The makeup of his support — young and new to the process — means his challenge is doubly difficult: Not only has Sanders had to race to build a competitive field organization in two months; his organizers and volunteers must try to reach a much larger universe of potential supporters than Clinton’s operation is targeting.
“On the Sanders campaign, they’re obviously focused on turning out their supporters, but I’m pretty confident they’re also banking on a wave of new, additional supporters — engaged, watching, wanting to participate, but not on their radar screen,” Anderson said.

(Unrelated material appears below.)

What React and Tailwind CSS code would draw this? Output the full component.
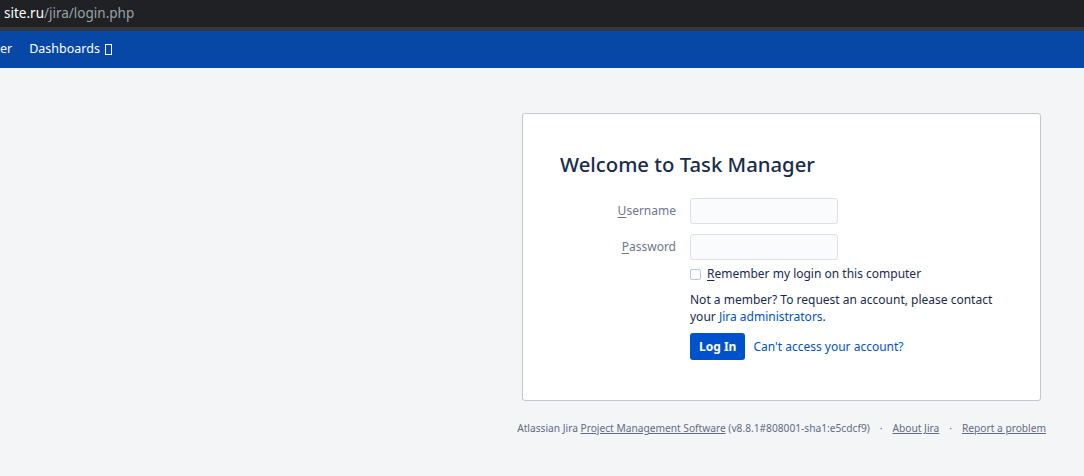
import React, { useState } from "react";

const font = { fontFamily: '"Noto Sans", "Open Sans", sans-serif' };

function App() {
  const [remember, setRemember] = useState(false);

  return (
    <div className="min-h-[476px] bg-[#f4f5f7] text-[#172b4d]" style={font}>
      {/* Browser address bar */}
      <div className="h-[27px] bg-[#202124] flex items-center pl-[4px] text-[13.5px] leading-none">
        <span className="text-white">site.ru</span>
        <span className="text-[#9aa0a6]">/jira/login.php</span>
      </div>
      <div className="h-[4px] bg-[#35363a]" />

      {/* Jira nav */}
      <div className="h-[37px] bg-[#0747a6] flex items-center text-white text-[12.5px]">
        <span>er</span>
        <span className="ml-[17px] flex items-center">
          Dashboards
          <span className="ml-[5px] inline-block w-[7px] h-[11px] border border-white" />
        </span>
      </div>

      <div className="flex flex-col items-end pr-[43px] pt-[45px]">
        {/* Login card */}
        <div className="w-[519px] h-[288px] bg-white border border-[#c1c7d0] rounded-[3px] pl-[37px] pt-[36px]">
          <h1 className="text-[20.3px] leading-[28px] font-medium text-[#172b4d]">Welcome to Task Manager</h1>

          <div className="mt-[20px] flex flex-col gap-[10px]">
            <div className="flex items-center">
              <label className="w-[130px] text-right pr-[14px] text-[12px] text-[#6b778c]">
                <span className="underline underline-offset-2">U</span>sername
              </label>
              <input className="w-[148px] h-[26px] bg-[#fafbfc] border border-[#dfe1e6] rounded-[3px] outline-none" />
            </div>
            <div className="flex items-center">
              <label className="w-[130px] text-right pr-[14px] text-[12px] text-[#6b778c]">
                <span className="underline underline-offset-2">P</span>assword
              </label>
              <input type="password" className="w-[148px] h-[26px] bg-[#fafbfc] border border-[#dfe1e6] rounded-[3px] outline-none" />
            </div>
          </div>

          <div className="ml-[130px]">
            <label className="mt-[5px] flex items-center text-[12px] text-[#172b4d]">
              <span
                onClick={() => setRemember(!remember)}
                className="w-[11px] h-[11px] border border-[#c1c7d0] rounded-[2px] bg-[#fafbfc]"
              />
              <span className="ml-[6px]">
                <span className="underline underline-offset-2">R</span>emember my login on this computer
              </span>
            </label>

            <p className="mt-[8px] text-[12px] leading-[17px] text-[#172b4d]">
              Not a member? To request an account, please contact
              <br />
              your <a className="text-[#0052cc]">Jira administrators</a>.
            </p>

            <div className="mt-[8px] flex items-center">
              <button className="h-[27px] px-[9px] bg-[#0052cc] text-white text-[12px] font-bold rounded-[3px]">
                Log In
              </button>
              <a className="ml-[8px] text-[12px] text-[#0052cc]">Can't access your account?</a>
            </div>
          </div>
        </div>

        {/* Footer */}
        <div className="mt-[20px] -mr-[5px] text-[10.2px] text-[#5e6c84] flex items-center">
          <span>
            Atlassian Jira <a className="underline">Project Management Software</a> (v8.8.1#808001-sha1:e5cdcf9)
          </span>
          <span className="mx-[10px]">·</span>
          <a className="underline">About Jira</a>
          <span className="mx-[10px]">·</span>
          <a className="underline">Report a problem</a>
        </div>
      </div>
    </div>
  );
}

export default App;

O’Malley fans’ second choice
One major unknown that has Iowa Democrats buzzing is the race’s third candidate: former Maryland Gov. Martin O’Malley.
Under Democratic caucus rules, candidates have to reach 15% support in a precinct to be considered “viable” and eligible to win any delegates. Supporters of candidates who fall short, though, get the choice to realign behind another contender.
O’Malley’s support is small, but those who are backing him tend to be committed caucus-goers who understand the process, would never skip it and know how to cut deals.
If the race is a nail-biter, they could make a difference — particularly in precincts with odd numbers of delegates at play — 11, rather than 10, for example — because they could tip what looks like a tie into a victory for either Clinton or Sanders.
O’Malley backers say they’re hearing from both campaigns — each cribbing Obama’s 2008 strategy of trying to become the second choice of voters who started in the camps of the lowest-polling candidates. Several Democratic strategists said they expect O’Malley’s supporters to split about 60/40 in Sanders’ favor.
Location, location, location
The campaigns are telegraphing their strategies to turn out votes through where the candidates themselves are spending time.
Each of Iowa’s 1,681 precincts has delegates to win — and the caucus results are based on who nets the most delegates, not who gets the most overall supporters.
Clinton’s events have been concentrated in delegate-rich urban and suburban areas — particularly those she lost in 2008. Winning those areas, or even keeping them close so Sanders can’t run up a big lead, could be the difference.
Sanders, meanwhile, has hit college towns and typically unvisited portions of Iowa’s cities — but he has also spent more time in rural areas where Clinton could fare well. Keeping her from running up an insurmountable lead in those areas could give him a win.
Iowa strategists said Clinton’s schedule has been particularly shrewd, while Sanders’ reflects a candidate intent on broadening his appeal.
“I think it makes a ton of sense to go to those areas where you need turnout to really be high and clearly the schedule reflects that on the Clinton side,” Anderson said.
“He really has been focused on the college towns, which seems to be a strategic move. … But getting college students to caucus is a really, really heavy lift.”